That part of the rectification process which involves the converting of an ac voltage into pulses of dc voltage has been treated in the discussion of vacuum tube, dry disk, and semiconductor diodes. To complete the rectification process so that the pulses of voltage are changed to an acceptable approximation of smooth dc involves a process called filtering.

Any reactance which opposes a change in voltage (or current) by storing energy and then releasing this energy back to the circuit may be used as a filter.

In the study of capacitors, it was demonstrated that a capacitance opposes a voltage change across its terminal by storing energy in its electrostatic field. Whenever the voltage tends to rise, the capacitor converts this voltage change to stored energy. When the voltage tends to fall, the capacitor converts this stored energy back to voltage. The use of a capacitor for filtering the output of a rectifier is illustrated in figure 8-245. The rectifier is shown as a block, and the capacitor C1 is connected in parallel with the load R1.

The capacitor C1 is chosen to offer very low impedance to the ac ripple frequency and very high impedance to the dc component. The ripple voltage is therefore bypassed to ground through the low impedance path, while the dc voltage is applied unchanged to the load. The effect of the capacitor on the output of the rectifier can be seen in the waveshapes shown in figure 8-246. Dotted lines show the rectifier output; solid lines show the effect of the capacitor. Fullwave rectifier outputs are shown. The capacitor C1 charges when the rectifier voltage output tends to increase and discharges when the voltage output tends to decrease. In this manner, the voltage across the load R1 is kept fairly constant.

An inductance may be used as a filter, because it opposes a change in current through it by storing energy in its electromagnetic field whenever current tends to increase. When the current through the inductor tends to decrease, the inductor supplies the energy to maintain the flow of current. The use of an inductor for filtering the output of a rectifier is shown in figure 8-247. Note that the inductor L1 is in series with the load R1.
 

The inductance L1 is chosen to offer high impedance to the ac ripple voltage and low impedance to the dc component. Therefore, for the ac ripple, a very large voltage drop occurs across the inductor and a very small voltage drop across the load R1. For the dc component, however, a very small voltage drop occurs across the inductor and a very large voltage drop across the load. The effect of an inductor on the output of a fullwave rectifier in the output waveshape is shown in figure 8-248. Note that the ripple has been attenuated (reduced) in the output voltage.
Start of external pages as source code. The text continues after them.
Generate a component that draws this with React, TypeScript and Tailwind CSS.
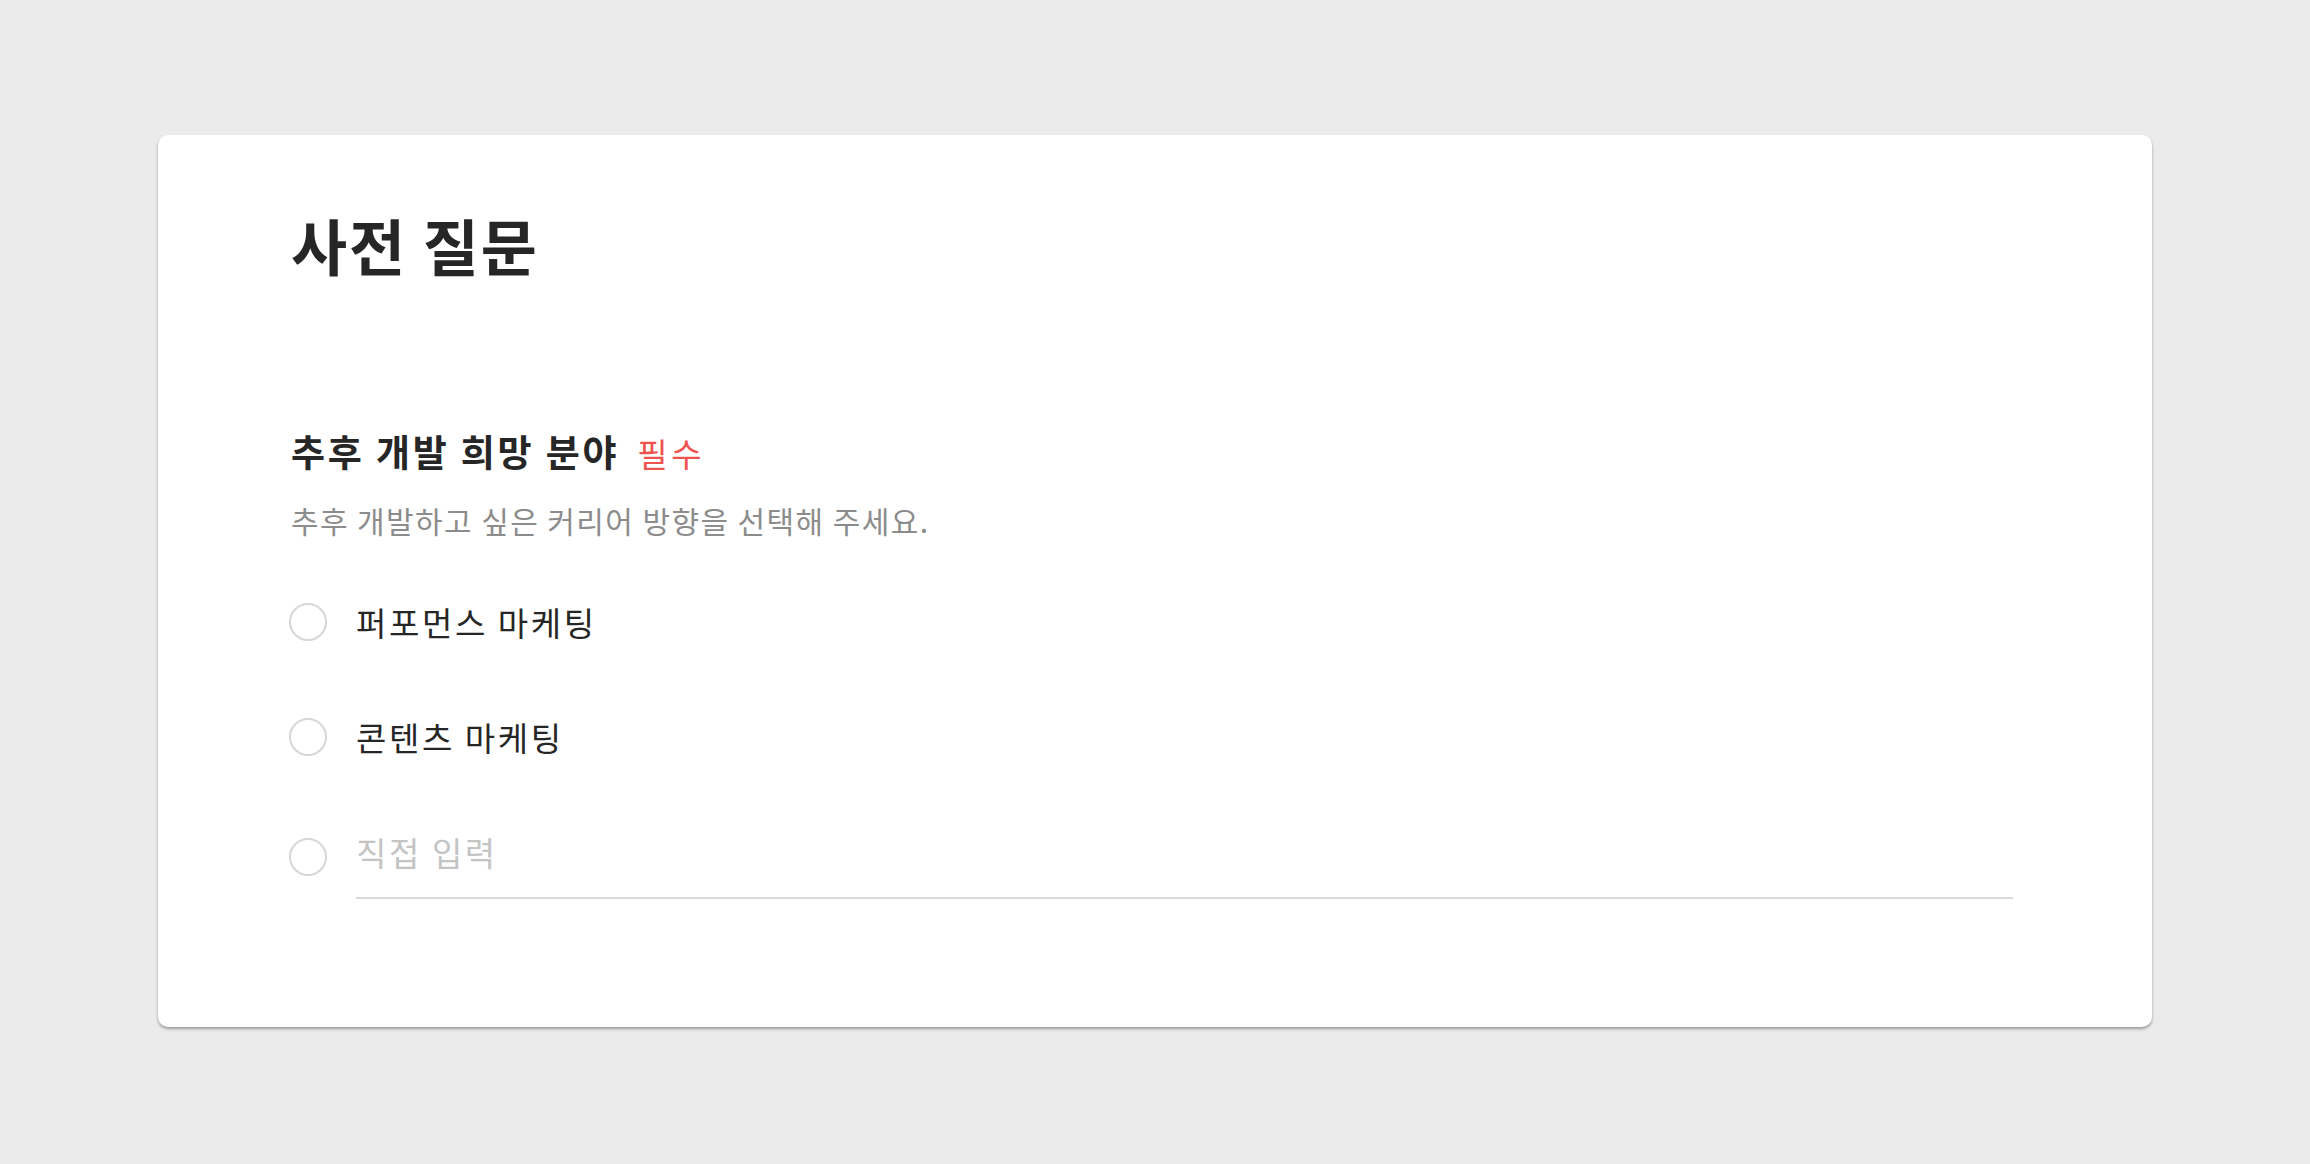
import React from "react";

const font = { fontFamily: '"Noto Sans CJK KR", "Noto Sans", sans-serif' };

function Radio() {
  return <div className="-ml-[2px] w-[38px] h-[38px] rounded-full border-2 border-[#d6d6d6] bg-white shrink-0" />;
}

export default function App() {
  return (
    <div className="w-[2310px] h-[1164px] bg-[#ebebeb] pt-[135px] pl-[158px]" style={font}>
      <div className="w-[1994px] h-[892px] bg-white rounded-[10px] shadow-[0_2px_3px_rgba(0,0,0,0.35)] pl-[133px] pr-[139px] pt-[79px]">
        <h1 className="text-[61px] leading-[61px] font-bold tracking-[1.9px] text-[#262626]">사전 질문</h1>
        <div className="mt-[158px] flex items-baseline">
          <span className="text-[37px] leading-[37px] font-bold tracking-[2.8px] text-[#262626]">추후 개발 희망 분야</span>
          <span className="ml-[18px] text-[33px] leading-[37px] tracking-[3.5px] text-[#ef5350]">필수</span>
        </div>
        <p className="mt-[33px] text-[30px] leading-[30px] tracking-[1.4px] text-[#8c8c8c]">추후 개발하고 싶은 커리어 방향을 선택해 주세요.</p>
        <div className="mt-[67px] flex items-center h-[40px] gap-[29px]">
          <Radio />
          <span className="text-[33px] leading-[40px] tracking-[2.6px] text-[#262626]">퍼포먼스 마케팅</span>
        </div>
        <div className="mt-[75px] flex items-center h-[40px] gap-[29px]">
          <Radio />
          <span className="text-[33px] leading-[40px] tracking-[2.6px] text-[#262626]">콘텐츠 마케팅</span>
        </div>
        <div className="mt-[75px] flex items-start gap-[29px]">
          <div className="mt-[6px]"><Radio /></div>
          <div className="flex-1 border-b-2 border-[#d9d9d9] pb-[25px]">
            <input
              className="w-full h-[40px] text-[33px] leading-[40px] tracking-[2.6px] bg-transparent outline-none text-[#262626] placeholder:text-[#c4c4c4]"
              style={font}
              placeholder="직접 입력"
            />
          </div>
        </div>
      </div>
    </div>
  );
}
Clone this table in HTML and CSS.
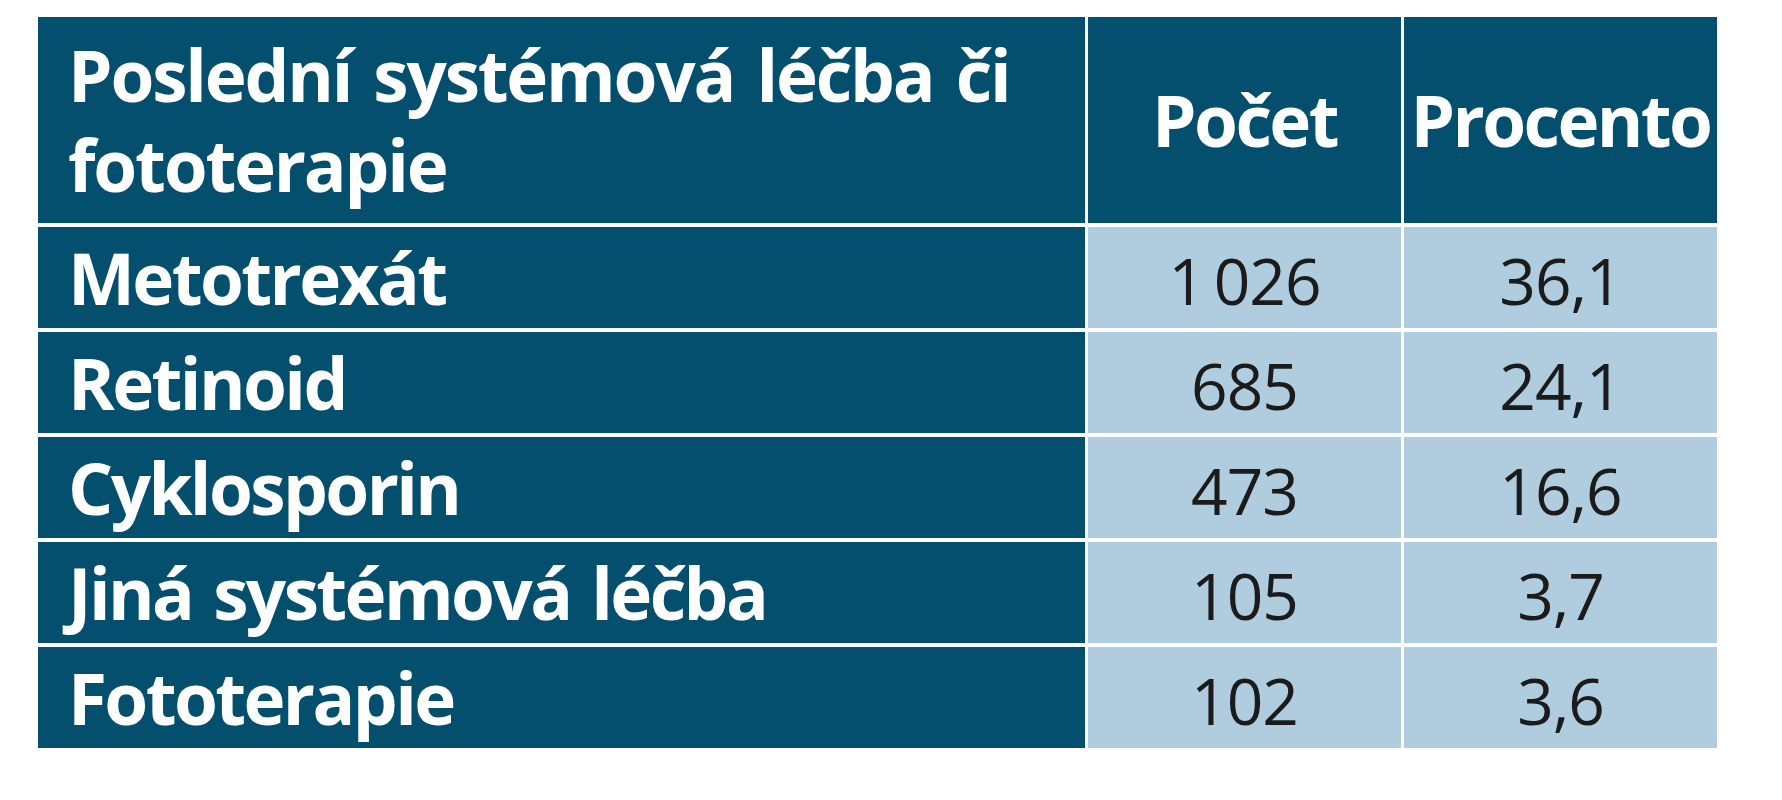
FILE: index.html
```html
<!DOCTYPE html>
<html lang="cs">
<head>
<meta charset="utf-8">
<title>Poslední systémová léčba či fototerapie</title>
<link rel="stylesheet" href="styles.css">
</head>
<body>
<div class="page">
  <div class="table">
    <div class="cell head label">Poslední systémová léčba či fototerapie</div>
    <div class="cell head center">Počet</div>
    <div class="cell head center">Procento</div>

    <div class="cell label">Metotrexát</div>
    <div class="cell num">1&#8201;026</div>
    <div class="cell num">36,1</div>

    <div class="cell label">Retinoid</div>
    <div class="cell num">685</div>
    <div class="cell num">24,1</div>

    <div class="cell label">Cyklosporin</div>
    <div class="cell num">473</div>
    <div class="cell num">16,6</div>

    <div class="cell label">Jiná systémová léčba</div>
    <div class="cell num">105</div>
    <div class="cell num">3,7</div>

    <div class="cell label">Fototerapie</div>
    <div class="cell num">102</div>
    <div class="cell num">3,6</div>
  </div>
</div>
</body>
</html>
```

FILE: styles.css
```css
html, body {
  margin: 0;
  padding: 0;
  background: #ffffff;
}

.page {
  padding: 17px 0 0 38px;
  font-family: "Open Sans", "Noto Sans", sans-serif;
}

.table {
  display: grid;
  grid-template-columns: 1047px 313px 313px;
  grid-template-rows: 206px repeat(5, 101px);
  column-gap: 3px;
  row-gap: 4px;
  width: max-content;
}

.cell {
  box-sizing: border-box;
  background: #034f6d;
  color: #ffffff;
  font-weight: 700;
  font-size: 71px;
  letter-spacing: -2.6px;
  line-height: 101px;
  white-space: nowrap;
}

.label {
  padding-left: 30px;
  word-spacing: 5px;
}

.head {
  display: flex;
  align-items: center;
  line-height: 90px;
  white-space: normal;
}

.head.label {
  padding-right: 20px;
  letter-spacing: -2.2px;
  word-spacing: 6px;
}

.head.center {
  justify-content: center;
}

.num {
  background: #b0cde0;
  color: #1b1b1b;
  font-weight: 400;
  font-size: 64px;
  letter-spacing: -1px;
  word-spacing: 0;
  text-align: center;
  padding-top: 3px;
}
```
Capacitors and inductors are combined in various ways to provide more satisfactory filtering than can be obtained with a single capacitor or inductor. These are referred to collectively as "LC filters." Several combinations are shown schematically in figure 8-249. Note that the L, or inverted L-type, and the T-type filter sections resemble schematically the corresponding letters of the alphabet. The pi-type filter section resembles the Greek letter pi (p)schematically.

All the filter sections shown are similar in that the inductances are in series and the capacitances are in parallel with the load. The inductances must, therefore, offer a very high impedance and the capacitors a very low impedance to the ripple frequency. Since the ripple frequency is comparatively low, the inductances are iron core coils having large values of inductance (several henries). Because they offer such high impedance to the ripple frequency, these coils are called chokes. The capacitors must also be large (several microfarads) to offer very little opposition to the ripple frequency. Because the voltage across the capacitor is dc, electrolytic capacitors are frequently used as filter capacitors. The correct polarity in connecting electrolytic capacitors should always be observed.

Additional filter sections may be combined to improve the filtering action.
 

LC filters are also classified according to the position of the capacitor and inductor. A capacitor input filter is one in which the capacitor is connected directly across the output terminals of the rectifier. A choke input filter is one in which a choke precedes the filter capacitor. If it is necessary to increase the applied voltage to more than a single rectifier can tolerate, the usual solution is to stack them. These rectifiers are similar to resistors added in series. Each resistor will drop a portion of the applied voltage rather than the total voltage. The same theory applies to rectifiers added in series, or stacked. Series stacking increases the voltage rating. If, for example, a rectifier will be destroyed with an applied voltage exceeding 50 volts, and it is to be used in a circuit with an applied voltage of 150 volts, stacking of diodes can be employed. The result is shown in figure 8-250.

Identification of Semiconductor Diodes

There are many types of semiconductor diodes in existence today and several methods are used to identify the emitter and collector. The following are the three most common methods used to identify the emitter and collector.

One method places a small dot near the emitter lead (A of figure 8-251). A second method stamps the rectifier symbol on the diode case (B of figure 8-251). The third method used quite frequently is the color code method (C of figure 8-251). Frequently the color code used is the same as the color code used for resistors.

One very common diode is the 1N538. The "1N" indicates that there is only one PN junction, or that the device is a diode; the numbers that follow normally indicate manufacturing sequence; that is, a 1N537 was developed before the 1N538, which may be an improved model of the 1N537 or may be an entirely different diode altogether.